You’re going to be hearing opposition to this bill from faith communities. And we just wanted you to know that that’s not the only voice that is out there…. For too long the loudest voice from the religious community in regard to GLBT community has been that of condemenation and denunciation — and that needs to change.

United Methodist Rev. Kerry Greenhill echoed those sentiments, saying: “God loves all people equally as children of God. It is not a sin to be GLBT.” The bill, while permitting civil unions, provides that no member of the clergy is required to certify a civil union in violation of their free exercise of religion and no child placement agency is required to place a child for adoption with a couple that has entered a civil union.

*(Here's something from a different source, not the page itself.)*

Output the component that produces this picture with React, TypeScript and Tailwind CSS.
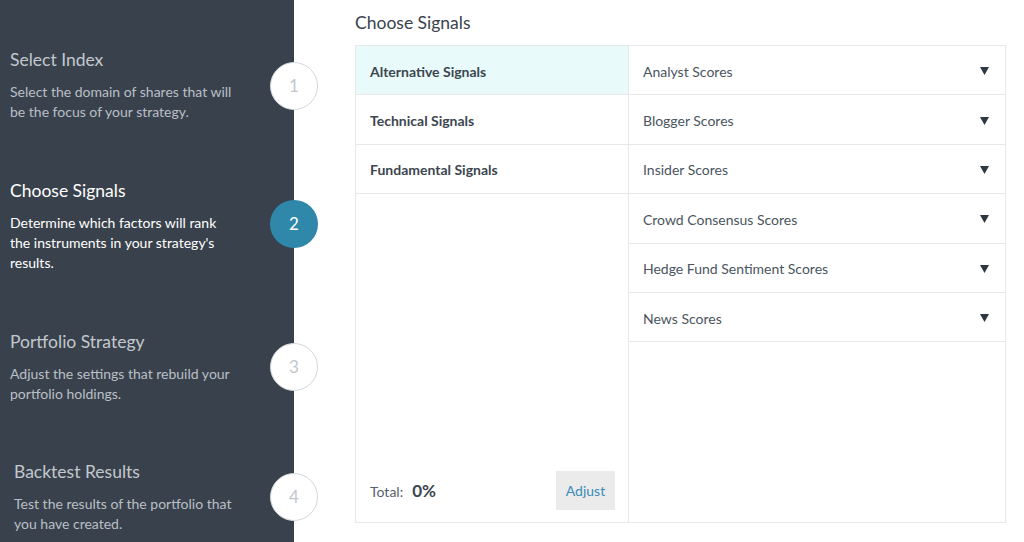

The Tennessean reportson the proposed bill that would require the state attorney general to determine if the religious practice of an individual Muslim is terroristic or peaceful.

Local Muslim, Jewish and Christian leaders gathered near the Tennessee Capitol on Tuesday to ask that an anti-Shariah law be withdrawn from consideration by the state legislature.

If passed, they fear, the law would make it illegal to be Muslim in Tennessee, although the bill’s supporters say it specifically targets groups that support terrorism.

“All of a sudden, I pray using the Koran or the Sunnas of the Prophet, and it’s a crime,” said Imam Yusuf Abdullah of Masjid Al-Islam in Nashville. “What kind of bill is that?”

But Sen. Bill Ketron, R-Murfreesboro, said Muslims have nothing to fear from the bill he introduced in the state Senate because it targets terrorism, not religion.

“There are different arms of Shariah, and the arm in my bill has nothing to do with their religious practices,” he told the Daily News Journal. “I am a strong constitutionalist, and I believe in the right to worship.”

The bill exempts the peaceful practice of Islam. But it also claims that Shariah law requires its followers to support overthrowing the U.S. and Tennessee constitutions and governments.

“The knowing adherence to sharia and to foreign sharia authorities constitutes a conspiracy to further the legal, political and military doctrine and system which embraces the law of jihad,” the law reads.

That raises concerns, said Jim Blumstein, a constitutional law scholar at Vanderbilt University. Laws can ban crimes, he said. But banning religious beliefs or practices is another matter.

“A law that is focused on anti-social conduct should be taken seriously and examined,” he said. “A law that equates religious exercise with anti-social conduct is very problematic.”